Asian investors primarily drove demand for gold bars and coins as American investors continued to sit on the sidelines, data from the World Gold Council showed on Thursday.
Global demand for gold bars and coins rose by a healthy 3 percent in the first quarter, increasing to 317.3 tonnes in Q1 from 325.4 tonnes. That was comparable to fourth quarter demand and a 20.3 percent increase from the third quarter of 2024.
First quarter demand for gold coins and bars was also 15 percent above the five-year average.
At 19.3 tonnes, U.S. gold coin and bar demand dropped to the lowest level in almost five years.
While Asians bought gold, Americans sold, seeking profits with prices at record levels.
The decline was relatively minor, with demand decreasing by 22 percent year-on-year and 16 percent from Q4.

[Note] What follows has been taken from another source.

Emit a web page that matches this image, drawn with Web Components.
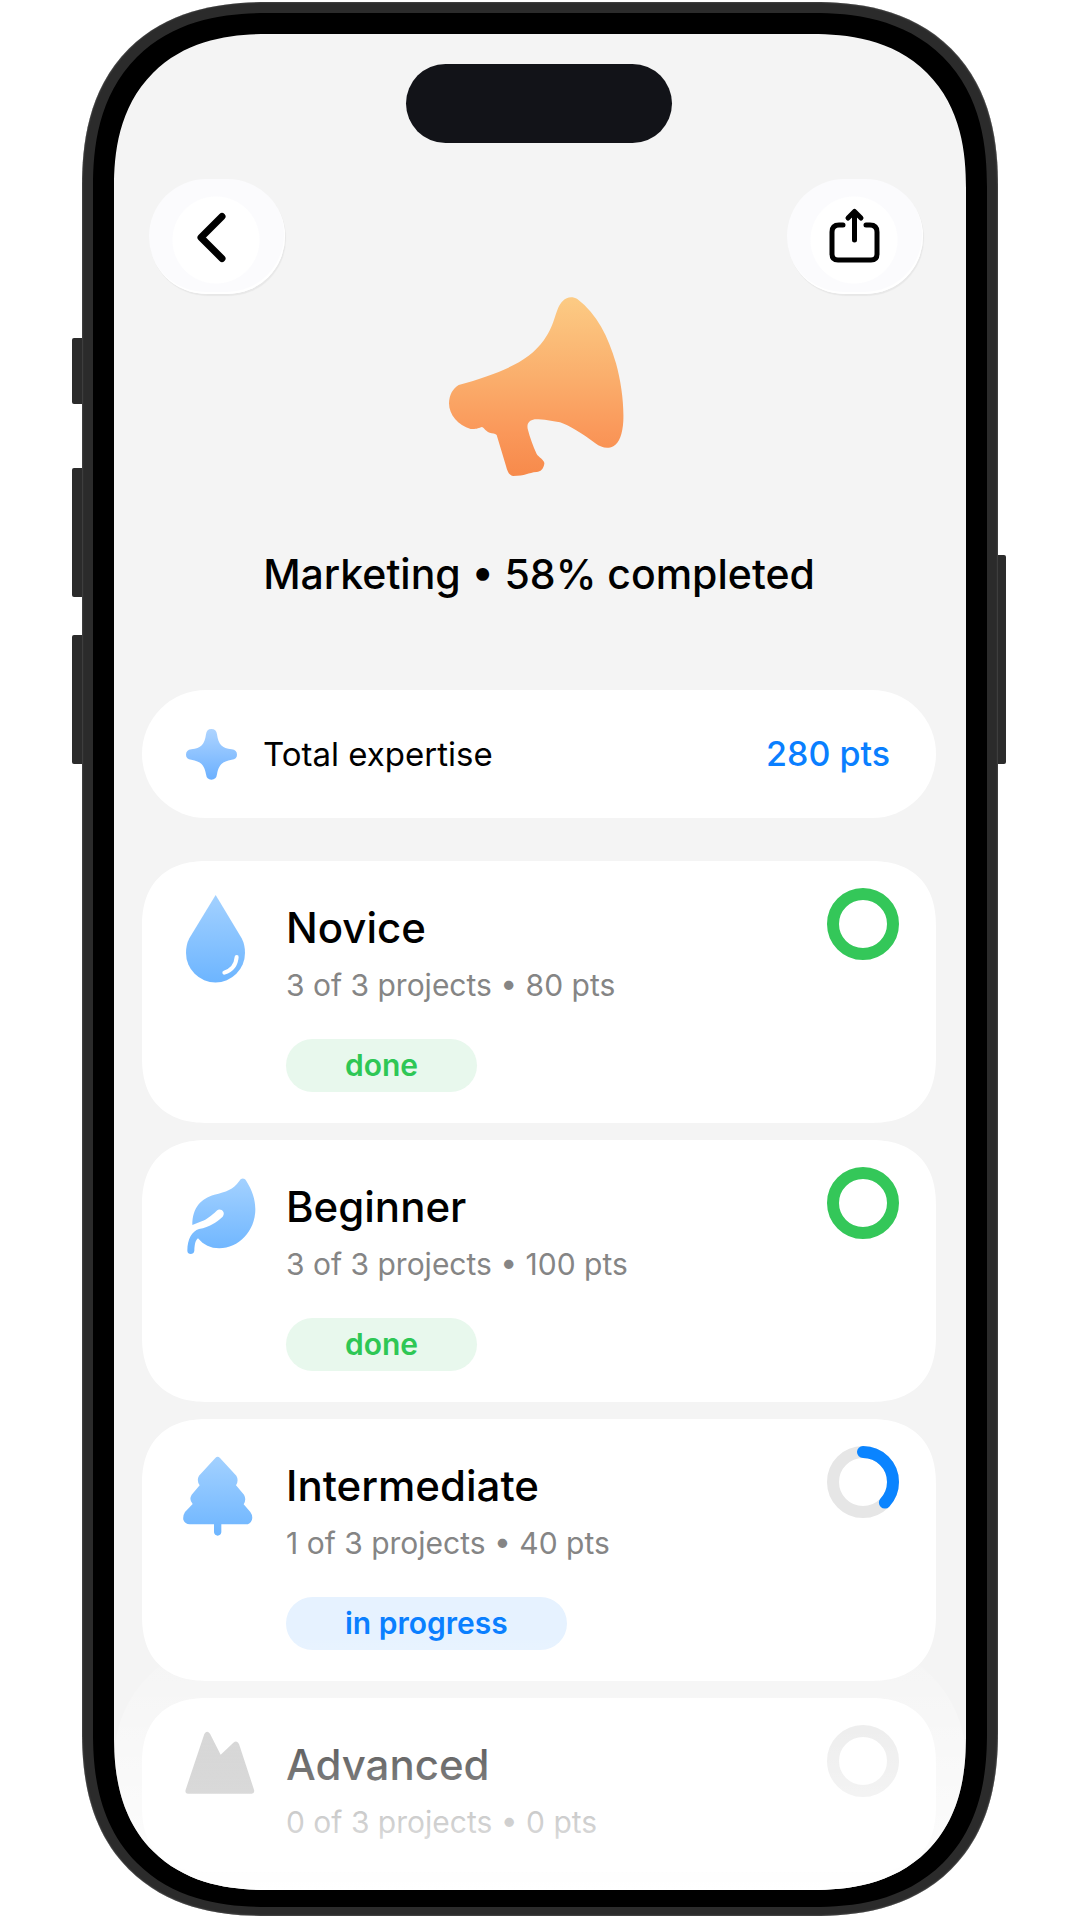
<!DOCTYPE html>
<html lang="en">
<head>
<meta charset="utf-8">
<meta name="viewport" content="width=device-width, initial-scale=1">
<title>Marketing</title>
<style>
  * { box-sizing: border-box; }

  body {
    margin: 0;
    height: 100vh;
    padding: 2px 82px 4px;
    background: #fff;
    color: #000;
    font-family: Inter, "Liberation Sans", sans-serif;
  }

  .levels {
    display: flex;
    flex-direction: column;
    gap: 17px;
    margin-top: 43px;
  }
</style>
</head>
<body>
<phone-frame>
  <nav-bar></nav-bar>
  <skill-hero>Marketing • 58% completed</skill-hero>
  <total-row points="280 pts">Total expertise</total-row>
  <div class="levels">
    <level-card icon="drop" state="done" progress="100">
      Novice
      <span slot="detail">3 of 3 projects • 80 pts</span>
      <span slot="badge">done</span>
    </level-card>
    <level-card icon="leaf" state="done" progress="100">
      Beginner
      <span slot="detail">3 of 3 projects • 100 pts</span>
      <span slot="badge">done</span>
    </level-card>
    <level-card icon="tree" state="active" progress="37">
      Intermediate
      <span slot="detail">1 of 3 projects • 40 pts</span>
      <span slot="badge">in progress</span>
    </level-card>
    <level-card icon="mountain" state="locked" progress="0">
      Advanced
      <span slot="detail">0 of 3 projects • 0 pts</span>
    </level-card>
  </div>
</phone-frame>

<script>
class PhoneFrame extends HTMLElement {
  constructor() {
    super();
    this.attachShadow({ mode: "open" });
  }

  static get styles() {
    return /* css */`
      * { box-sizing: border-box; }

      :host {
        display: block;
        height: 100%;
        position: relative;
      }

      .body {
        height: 100%;
        padding: 11px 11px 9px;
        border-radius: 160px;
        background: #2b2b2b;
        box-shadow: inset 0 0 2px #777;
        position: relative;
      }

      .bezel {
        height: 100%;
        padding: 21px 21px 17px;
        border-radius: 149px;
        background: #000;
      }

      .screen {
        height: 100%;
        padding: 30px 30px 0 28px;
        border-radius: 132px;
        background: #f4f4f4;
        overflow: hidden;
        position: relative;
      }

      /* softer, continuous corners where the browser has them */
      @supports (corner-shape: superellipse(1.25)) {
        .body, .bezel, .screen { corner-shape: superellipse(1.25); }
        .body { border-radius: 185px; }
        .bezel { border-radius: 174px; }
        .screen { border-radius: 154px; }
      }

      .island {
        width: 266px;
        height: 79px;
        margin: 0 auto 36px;
        border-radius: 40px;
        background: #121318;
      }

      /* content dissolves into white above the bottom edge */
      .fade {
        height: 250px;
        border-radius: 120px 120px 0 0;
        background: linear-gradient(#ffffff0d, #ffffff9e 74%, #fff);
        position: absolute;
        inset: auto 0 0;
        pointer-events: none;
      }

      .key {
        width: 12px;
        background: #2b2b2b;
        border-radius: 2px;
        position: absolute;
        left: -10px;
      }

      .action { top: 336px; height: 66px; }
      .up { top: 466px; height: 129px; }
      .down { top: 633px; height: 129px; }
      .power { top: 553px; height: 209px; left: auto; right: -8px; }
    `;
  }

  connectedCallback() {
    this.shadowRoot.innerHTML = /* html */`
    <style>${PhoneFrame.styles}</style>
    <div class="action key"></div>
    <div class="up key"></div>
    <div class="down key"></div>
    <div class="power key"></div>
    <div class="body">
      <div class="bezel">
        <main class="screen">
          <div class="island"></div>
          <slot></slot>
          <div class="fade"></div>
        </main>
      </div>
    </div>`;
  }
}

class NavBar extends HTMLElement {
  constructor() {
    super();
    this.attachShadow({ mode: "open" });
  }

  static get styles() {
    return /* css */`
      :host {
        display: flex;
        justify-content: space-between;
        padding: 0 13px 0 7px;
      }

      button {
        display: grid;
        place-items: center;
        width: 136px;
        height: 115px;
        padding: 0;
        border: 0;
        border-radius: 58px;
        background: radial-gradient(circle at 67px 61px, #fff 43px, #fbfbfd 44px);
        box-shadow: inset -1px -2px 1px #fff, 1px 2px 1px #0000000d;
      }

      svg {
        width: 60px;
        height: 60px;
        fill: none;
        stroke: #000;
        stroke-linecap: round;
        stroke-linejoin: round;
      }
    `;
  }

  connectedCallback() {
    this.shadowRoot.innerHTML = /* html */`
    <style>${NavBar.styles}</style>
    <button type="button" aria-label="Back">
      <svg viewBox="0 0 60 60" stroke-width="7"><path d="M35 9.500 14 30.500l21 21"/></svg>
    </button>
    <button type="button" aria-label="Share">
      <svg viewBox="0 0 60 60" stroke-width="5">
        <path d="M18 18h-4q-7 0-7 7v22q0 6 6 6h33q6 0 6-6V25q0-7-7-7h-4"/>
        <path d="M29.500 33V5M23 11l6.500-6.500L36 11"/>
      </svg>
    </button>`;
  }
}

class SkillHero extends HTMLElement {
  constructor() {
    super();
    this.attachShadow({ mode: "open" });
  }

  static get styles() {
    return /* css */`
      :host {
        display: flex;
        flex-direction: column;
        align-items: center;
        gap: 72px;
        padding: 2px 0 91px;
      }

      svg {
        width: 183px;
        height: 181px;
      }

      h1 {
        margin: 0;
        font-size: 41px;
        line-height: 50px;
        font-weight: 500;
        text-align: center;
      }
    `;
  }

  connectedCallback() {
    this.shadowRoot.innerHTML = /* html */`
    <style>${SkillHero.styles}</style>
    <svg viewBox="0 0 549 543" aria-hidden="true">
      <linearGradient id="glow" x2="0" y2="1">
        <stop offset="0" stop-color="#fccb84"/>
        <stop offset="0.45" stop-color="#faae6c"/>
        <stop offset="0.75" stop-color="#fa985a"/>
        <stop offset="1" stop-color="#f78a4b"/>
      </linearGradient>
      <path fill="url(#glow)" d="M32 267C150 234 240 200 288 132C325 80 320 38 345 14C356 2 374 0 388 9C448 55 480 120 504 202C519 256 528 320 526 374C524 414 514 440 496 451C478 460 460 455 442 442C400 410 366 390 336 379C310 375 290 370 260 370C244 373 236 382 239 398C246 425 255 450 266 474C272 484 290 492 289 503C286 520 278 526 266 528C240 530 232 540 195 540C184 538 179 529 174 510L146 417C140 412 134 412 125 410C110 404 110 396 102 393C92 396 86 400 68 399C30 388 3 356 3 322C4 296 14 278 32 267Z"/>
    </svg>
    <h1><slot></slot></h1>`;
  }
}

class TotalRow extends HTMLElement {
  constructor() {
    super();
    this.attachShadow({ mode: "open" });
  }

  static get styles() {
    return /* css */`
      :host {
        display: flex;
        align-items: center;
        gap: 26px;
        padding: 42px 46px 42px 44px;
        border-radius: 64px;
        background: #fff;
        font-size: 33px;
        line-height: 44px;
      }

      svg {
        width: 51px;
        height: 51px;
        margin: -4px 0;
      }

      .points {
        margin-left: auto;
        color: #0a7fff;
        font-size: 34px;
        font-weight: 500;
      }
    `;
  }

  connectedCallback() {
    this.shadowRoot.innerHTML = /* html */`
    <style>${TotalRow.styles}</style>
    <svg viewBox="0 0 153 153" aria-hidden="true">
      <linearGradient id="sky" x2="0" y2="1">
        <stop offset="0" stop-color="#aed4ff"/>
        <stop offset="1" stop-color="#6bb0ff"/>
      </linearGradient>
      <path fill="url(#sky)" d="M60 16Q62 0 76 0Q91 0 93 16C97 46 108 58 137 61Q153 63 153 77Q153 90 137 92C108 97 98 108 93 136Q91 152 76 152Q62 152 60 136C55 108 45 97 16 92Q0 90 0 77Q0 63 16 61C45 58 56 46 60 16Z"/>
    </svg>
    <span><slot></slot></span>
    <span class="points">${this.getAttribute("points")}</span>`;
  }
}

class ProgressRing extends HTMLElement {
  constructor() {
    super();
    this.attachShadow({ mode: "open" });
  }

  static get styles() {
    return /* css */`
      :host {
        display: block;
        width: 72px;
        height: 72px;
      }

      svg {
        display: block;
        fill: none;
        stroke-width: 12px;
        stroke-linecap: round;
        transform: rotate(-90deg);
      }

      .track { stroke: #e6e6e6; }
      .value { stroke: var(--ring, #0a84ff); }
    `;
  }

  connectedCallback() {
    const value = Number(this.getAttribute("value"));
    const track = value < 100 ? `<circle class="track" cx="36" cy="36" r="30"/>` : "";
    const arc = value > 0
      ? `<circle class="value" cx="36" cy="36" r="30" pathLength="100" stroke-dasharray="${value} 100"/>`
      : "";

    this.shadowRoot.innerHTML = /* html */`
    <style>${ProgressRing.styles}</style>
    <svg viewBox="0 0 72 72" role="img" aria-label="${value}%">
      ${track}
      ${arc}
    </svg>`;
  }
}

const icons = {
  drop: `
    <path d="M92 0 170 130Q180 149 180 174A88 88 0 0 1 3 174Q3 149 13 130Z"/>
    <path d="M155 186Q152 222 118 233" fill="none" stroke="#fff" stroke-width="12" stroke-linecap="round"/>`,
  leaf: `
    <path d="M163 21C170 11 178 12 184 21C201 48 211 76 211 106C211 172 160 223 103 223C76 223 56 213 39 193C30 200 29 214 28 230C27 243 7 243 7 230C7 195 21 172 42 165C76 158 92 146 113 128C124 114 106 100 95 110C78 126 68 134 50 142L22 153C22 100 48 74 88 62C124 54 144 47 163 21Z"/>`,
  tree: `
    <path d="M91 15Q98 8 105 15L154 68Q162 82 153 97L177 125Q185 140 176 154L196 177Q204 188 201 200Q196 214 182 214H109V238Q107 248 98 248Q89 248 87 238V214H14Q0 213-5 200Q-7 188 0 177L23 153Q11 140 20 125L44 97Q34 82 42 68Z"/>`,
  mountain: `
    <path d="M58 6Q66-7 75 5L107 68 145 32Q156 23 162 36L207 173Q210 185 200 185H9Q-1 185 2 173Z"/>`,
};

class LevelCard extends HTMLElement {
  constructor() {
    super();
    this.attachShadow({ mode: "open" });
  }

  static get styles() {
    return /* css */`
      :host {
        --accent: #2ec755;
        --tint: #e8f8ed;
        --ring: #34c759;
        --top: #a3d1ff;
        --bottom: #6db5ff;

        display: flex;
        align-items: flex-start;
        gap: 31px;
        padding: 0 37px 31px 43px;
        border-radius: 56px;
        background: #fff;
      }

      @supports (corner-shape: superellipse(1.25)) {
        :host {
          border-radius: 66px;
          corner-shape: superellipse(1.25);
        }
      }

      :host([state="active"]) {
        --accent: #0a7fff;
        --tint: #e6f2ff;
        --ring: #0a84ff;
      }

      :host([state="locked"]) {
        --top: #c4c4c4;
        --bottom: #b0b0b0;
      }

      .icon {
        flex: none;
        width: 70px;
        height: 88px;
        margin-top: 34px;
        overflow: visible;
      }

      .text {
        flex: 1;
        margin-top: 42px;
      }

      h2, p { margin: 0; }

      h2 {
        font-size: 42px;
        line-height: 50px;
        font-weight: 500;
      }

      p {
        margin-top: 13px;
        font-size: 30px;
        line-height: 38px;
        color: #858585;
      }

      .badge {
        display: inline-block;
        margin-top: 35px;
        padding: 0 59px;
        border-radius: 27px;
        font-size: 30px;
        line-height: 53px;
        font-weight: 600;
        vertical-align: top;
        color: var(--accent);
        background: var(--tint);
      }

      :host([state="locked"]) .badge { display: none; }

      progress-ring { margin-top: 27px; }
    `;
  }

  connectedCallback() {
    this.shadowRoot.innerHTML = /* html */`
    <style>${LevelCard.styles}</style>
    <svg class="icon" viewBox="0 0 210 264" aria-hidden="true">
      <linearGradient id="fill" x2="0" y2="1">
        <stop offset="0" style="stop-color: var(--top)"/>
        <stop offset="1" style="stop-color: var(--bottom)"/>
      </linearGradient>
      <g fill="url(#fill)">${icons[this.getAttribute("icon")]}</g>
    </svg>
    <div class="text">
      <h2><slot></slot></h2>
      <p><slot name="detail"></slot></p>
      <div class="badge"><slot name="badge"></slot></div>
    </div>
    <progress-ring value="${this.getAttribute("progress")}"></progress-ring>`;
  }
}

customElements.define("phone-frame", PhoneFrame);
customElements.define("nav-bar", NavBar);
customElements.define("skill-hero", SkillHero);
customElements.define("total-row", TotalRow);
customElements.define("progress-ring", ProgressRing);
customElements.define("level-card", LevelCard);
</script>
</body>
</html>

World Gold Council analysts said the drop wasn’t surprising given Trump’s transition into the White House.
"Historically, Republican presidencies have generally resulted in lower retail demand; however, fieldwork suggests that investment interest picked up late in the quarter and continued through early Q2 as tariff announcements dominated headlines."
To be clear, American investors didn’t spurn gold completely. Gold flowed into North American-based ETFs, with fund holdings increasing by 134 tonnes.
Some of that ETF demand likely came from Canadians who, as already noted, flocked to the yellow metal in Q1.
ETFs are a convenient way for investors to play the gold market, but owning ETF shares is not the same as holding physical gold.
ETFs are relatively liquid. You can buy or sell an ETF with a couple of mouse clicks. You don’t have to worry about transporting or storing metal. In a nutshell, it allows investors to play the gold market without buying full ounces of metal at the spot price.
Since you are just buying a number in a computer, you can easily trade your ETF shares for another stock or cash whenever you want, even multiple times on the same day. Many speculative investors take advantage of this liquidity.
But while a gold ETF is a convenient way to play the price of gold on the market, you don’t possess any gold. You have paper. And you don’t know for sure that the fund has all the gold either, especially when the fund sees inflows. In such a scenario, there have been difficulties or delays in obtaining physical metal.
It’s significant that this gold bull rally has primarily occurred with U.S. investors on the sidelines. It will be interesting to see what happens when they finally jump on the bandwagon.